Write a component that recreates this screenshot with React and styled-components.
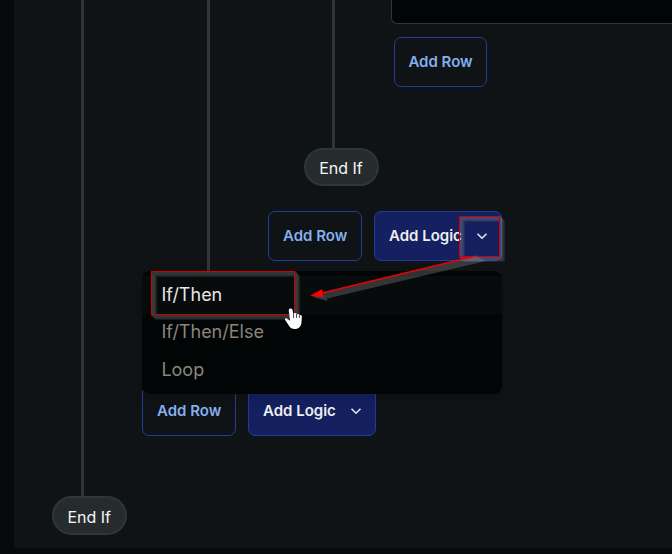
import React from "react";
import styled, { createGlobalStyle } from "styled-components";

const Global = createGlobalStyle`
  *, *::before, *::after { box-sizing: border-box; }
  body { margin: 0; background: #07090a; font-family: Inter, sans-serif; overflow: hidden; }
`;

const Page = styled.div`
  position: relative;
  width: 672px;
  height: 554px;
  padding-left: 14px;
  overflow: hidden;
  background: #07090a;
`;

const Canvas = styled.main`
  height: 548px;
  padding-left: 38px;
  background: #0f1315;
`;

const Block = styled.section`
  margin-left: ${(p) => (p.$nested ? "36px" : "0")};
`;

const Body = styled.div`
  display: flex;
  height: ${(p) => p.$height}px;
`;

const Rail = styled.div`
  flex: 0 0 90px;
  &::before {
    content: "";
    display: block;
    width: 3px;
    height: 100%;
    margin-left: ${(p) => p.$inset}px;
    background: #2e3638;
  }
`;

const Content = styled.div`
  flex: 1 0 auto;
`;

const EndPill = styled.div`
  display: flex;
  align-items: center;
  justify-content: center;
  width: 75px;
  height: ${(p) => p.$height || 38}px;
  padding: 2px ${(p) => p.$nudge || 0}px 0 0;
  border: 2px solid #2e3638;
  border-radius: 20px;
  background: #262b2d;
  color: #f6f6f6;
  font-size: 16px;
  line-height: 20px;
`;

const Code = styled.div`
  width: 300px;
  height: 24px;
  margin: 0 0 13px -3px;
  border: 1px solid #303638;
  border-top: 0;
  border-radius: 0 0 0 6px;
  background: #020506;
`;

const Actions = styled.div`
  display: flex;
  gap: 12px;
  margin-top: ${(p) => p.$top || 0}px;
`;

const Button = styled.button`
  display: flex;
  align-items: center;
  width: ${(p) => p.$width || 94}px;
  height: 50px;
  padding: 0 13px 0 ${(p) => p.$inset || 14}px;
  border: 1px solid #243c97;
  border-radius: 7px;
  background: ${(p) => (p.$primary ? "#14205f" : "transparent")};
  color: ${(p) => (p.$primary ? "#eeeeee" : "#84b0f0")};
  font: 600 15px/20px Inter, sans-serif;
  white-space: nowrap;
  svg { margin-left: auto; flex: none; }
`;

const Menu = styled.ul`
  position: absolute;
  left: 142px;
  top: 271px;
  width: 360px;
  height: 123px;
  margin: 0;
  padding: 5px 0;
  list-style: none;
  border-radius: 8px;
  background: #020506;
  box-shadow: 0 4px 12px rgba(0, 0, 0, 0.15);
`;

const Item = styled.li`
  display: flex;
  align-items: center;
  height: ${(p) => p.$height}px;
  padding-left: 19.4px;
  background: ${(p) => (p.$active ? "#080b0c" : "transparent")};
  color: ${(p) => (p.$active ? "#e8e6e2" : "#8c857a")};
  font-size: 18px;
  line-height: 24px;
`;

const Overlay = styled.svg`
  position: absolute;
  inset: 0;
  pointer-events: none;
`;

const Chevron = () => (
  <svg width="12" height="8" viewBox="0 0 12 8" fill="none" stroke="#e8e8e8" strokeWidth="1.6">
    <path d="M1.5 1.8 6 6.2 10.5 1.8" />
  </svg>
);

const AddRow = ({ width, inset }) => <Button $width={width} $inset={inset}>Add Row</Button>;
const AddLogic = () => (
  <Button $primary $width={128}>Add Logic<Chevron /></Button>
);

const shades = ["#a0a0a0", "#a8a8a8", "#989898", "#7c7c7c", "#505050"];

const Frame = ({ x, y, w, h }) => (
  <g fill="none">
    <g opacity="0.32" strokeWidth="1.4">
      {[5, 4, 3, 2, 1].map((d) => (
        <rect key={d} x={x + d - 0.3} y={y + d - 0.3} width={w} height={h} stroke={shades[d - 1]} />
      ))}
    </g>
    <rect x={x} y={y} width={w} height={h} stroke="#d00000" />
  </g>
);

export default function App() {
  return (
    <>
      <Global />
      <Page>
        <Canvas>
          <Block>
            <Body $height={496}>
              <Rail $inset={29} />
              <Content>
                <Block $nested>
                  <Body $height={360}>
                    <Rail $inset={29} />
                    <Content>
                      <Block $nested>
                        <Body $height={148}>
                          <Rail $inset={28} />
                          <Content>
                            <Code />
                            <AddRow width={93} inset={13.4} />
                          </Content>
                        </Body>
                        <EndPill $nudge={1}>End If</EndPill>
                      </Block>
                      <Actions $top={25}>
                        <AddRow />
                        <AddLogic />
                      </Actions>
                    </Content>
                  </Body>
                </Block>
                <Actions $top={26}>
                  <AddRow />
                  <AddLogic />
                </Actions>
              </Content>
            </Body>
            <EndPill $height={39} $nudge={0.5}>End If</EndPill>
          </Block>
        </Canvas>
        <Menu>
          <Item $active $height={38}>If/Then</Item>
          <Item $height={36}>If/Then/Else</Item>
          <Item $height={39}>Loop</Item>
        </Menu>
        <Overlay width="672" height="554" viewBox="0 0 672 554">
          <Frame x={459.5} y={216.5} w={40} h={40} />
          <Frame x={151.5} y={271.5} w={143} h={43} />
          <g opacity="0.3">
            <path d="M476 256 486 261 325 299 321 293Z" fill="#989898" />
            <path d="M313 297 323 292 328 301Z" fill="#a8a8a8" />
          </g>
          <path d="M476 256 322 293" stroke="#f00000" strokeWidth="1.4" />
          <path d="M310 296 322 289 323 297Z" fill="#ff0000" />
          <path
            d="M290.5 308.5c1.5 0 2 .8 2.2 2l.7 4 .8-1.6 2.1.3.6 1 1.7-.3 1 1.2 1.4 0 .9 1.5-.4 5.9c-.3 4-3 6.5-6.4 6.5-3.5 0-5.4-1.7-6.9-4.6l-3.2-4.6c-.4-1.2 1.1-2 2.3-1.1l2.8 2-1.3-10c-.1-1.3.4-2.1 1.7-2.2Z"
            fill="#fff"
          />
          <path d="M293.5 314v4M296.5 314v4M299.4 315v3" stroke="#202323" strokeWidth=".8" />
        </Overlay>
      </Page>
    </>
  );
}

+ + + +

* _Exercise directions_: Using the data above, print every line exactly, omitting pictures.

* _Worked answer_:
Write a component that recreates this screenshot with React and styled-components.
import React from "react";
import styled, { createGlobalStyle } from "styled-components";

const Global = createGlobalStyle`
  *, *::before, *::after { box-sizing: border-box; }
  body { margin: 0; background: #07090a; font-family: Inter, sans-serif; overflow: hidden; }
`;

const Page = styled.div`
  position: relative;
  width: 672px;
  height: 554px;
  padding-left: 14px;
  overflow: hidden;
  background: #07090a;
`;

const Canvas = styled.main`
  height: 548px;
  padding-left: 38px;
  background: #0f1315;
`;

const Block = styled.section`
  margin-left: ${(p) => (p.$nested ? "36px" : "0")};
`;

const Body = styled.div`
  display: flex;
  height: ${(p) => p.$height}px;
`;

const Rail = styled.div`
  flex: 0 0 90px;
  &::before {
    content: "";
    display: block;
    width: 3px;
    height: 100%;
    margin-left: ${(p) => p.$inset}px;
    background: #2e3638;
  }
`;

const Content = styled.div`
  flex: 1 0 auto;
`;

const EndPill = styled.div`
  display: flex;
  align-items: center;
  justify-content: center;
  width: 75px;
  height: ${(p) => p.$height || 38}px;
  padding: 2px ${(p) => p.$nudge || 0}px 0 0;
  border: 2px solid #2e3638;
  border-radius: 20px;
  background: #262b2d;
  color: #f6f6f6;
  font-size: 16px;
  line-height: 20px;
`;

const Code = styled.div`
  width: 300px;
  height: 24px;
  margin: 0 0 13px -3px;
  border: 1px solid #303638;
  border-top: 0;
  border-radius: 0 0 0 6px;
  background: #020506;
`;

const Actions = styled.div`
  display: flex;
  gap: 12px;
  margin-top: ${(p) => p.$top || 0}px;
`;

const Button = styled.button`
  display: flex;
  align-items: center;
  width: ${(p) => p.$width || 94}px;
  height: 50px;
  padding: 0 13px 0 ${(p) => p.$inset || 14}px;
  border: 1px solid #243c97;
  border-radius: 7px;
  background: ${(p) => (p.$primary ? "#14205f" : "transparent")};
  color: ${(p) => (p.$primary ? "#eeeeee" : "#84b0f0")};
  font: 600 15px/20px Inter, sans-serif;
  white-space: nowrap;
  svg { margin-left: auto; flex: none; }
`;

const Menu = styled.ul`
  position: absolute;
  left: 142px;
  top: 271px;
  width: 360px;
  height: 123px;
  margin: 0;
  padding: 5px 0;
  list-style: none;
  border-radius: 8px;
  background: #020506;
  box-shadow: 0 4px 12px rgba(0, 0, 0, 0.15);
`;

const Item = styled.li`
  display: flex;
  align-items: center;
  height: ${(p) => p.$height}px;
  padding-left: 19.4px;
  background: ${(p) => (p.$active ? "#080b0c" : "transparent")};
  color: ${(p) => (p.$active ? "#e8e6e2" : "#8c857a")};
  font-size: 18px;
  line-height: 24px;
`;

const Overlay = styled.svg`
  position: absolute;
  inset: 0;
  pointer-events: none;
`;

const Chevron = () => (
  <svg width="12" height="8" viewBox="0 0 12 8" fill="none" stroke="#e8e8e8" strokeWidth="1.6">
    <path d="M1.5 1.8 6 6.2 10.5 1.8" />
  </svg>
);

const AddRow = ({ width, inset }) => <Button $width={width} $inset={inset}>Add Row</Button>;
const AddLogic = () => (
  <Button $primary $width={128}>Add Logic<Chevron /></Button>
);

const shades = ["#a0a0a0", "#a8a8a8", "#989898", "#7c7c7c", "#505050"];

const Frame = ({ x, y, w, h }) => (
  <g fill="none">
    <g opacity="0.32" strokeWidth="1.4">
      {[5, 4, 3, 2, 1].map((d) => (
        <rect key={d} x={x + d - 0.3} y={y + d - 0.3} width={w} height={h} stroke={shades[d - 1]} />
      ))}
    </g>
    <rect x={x} y={y} width={w} height={h} stroke="#d00000" />
  </g>
);

export default function App() {
  return (
    <>
      <Global />
      <Page>
        <Canvas>
          <Block>
            <Body $height={496}>
              <Rail $inset={29} />
              <Content>
                <Block $nested>
                  <Body $height={360}>
                    <Rail $inset={29} />
                    <Content>
                      <Block $nested>
                        <Body $height={148}>
                          <Rail $inset={28} />
                          <Content>
                            <Code />
                            <AddRow width={93} inset={13.4} />
                          </Content>
                        </Body>
                        <EndPill $nudge={1}>End If</EndPill>
                      </Block>
                      <Actions $top={25}>
                        <AddRow />
                        <AddLogic />
                      </Actions>
                    </Content>
                  </Body>
                </Block>
                <Actions $top={26}>
                  <AddRow />
                  <AddLogic />
                </Actions>
              </Content>
            </Body>
            <EndPill $height={39} $nudge={0.5}>End If</EndPill>
          </Block>
        </Canvas>
        <Menu>
          <Item $active $height={38}>If/Then</Item>
          <Item $height={36}>If/Then/Else</Item>
          <Item $height={39}>Loop</Item>
        </Menu>
        <Overlay width="672" height="554" viewBox="0 0 672 554">
          <Frame x={459.5} y={216.5} w={40} h={40} />
          <Frame x={151.5} y={271.5} w={143} h={43} />
          <g opacity="0.3">
            <path d="M476 256 486 261 325 299 321 293Z" fill="#989898" />
            <path d="M313 297 323 292 328 301Z" fill="#a8a8a8" />
          </g>
          <path d="M476 256 322 293" stroke="#f00000" strokeWidth="1.4" />
          <path d="M310 296 322 289 323 297Z" fill="#ff0000" />
          <path
            d="M290.5 308.5c1.5 0 2 .8 2.2 2l.7 4 .8-1.6 2.1.3.6 1 1.7-.3 1 1.2 1.4 0 .9 1.5-.4 5.9c-.3 4-3 6.5-6.4 6.5-3.5 0-5.4-1.7-6.9-4.6l-3.2-4.6c-.4-1.2 1.1-2 2.3-1.1l2.8 2-1.3-10c-.1-1.3.4-2.1 1.7-2.2Z"
            fill="#fff"
          />
          <path d="M293.5 314v4M296.5 314v4M299.4 315v3" stroke="#202323" strokeWidth=".8" />
        </Overlay>
      </Page>
    </>
  );
}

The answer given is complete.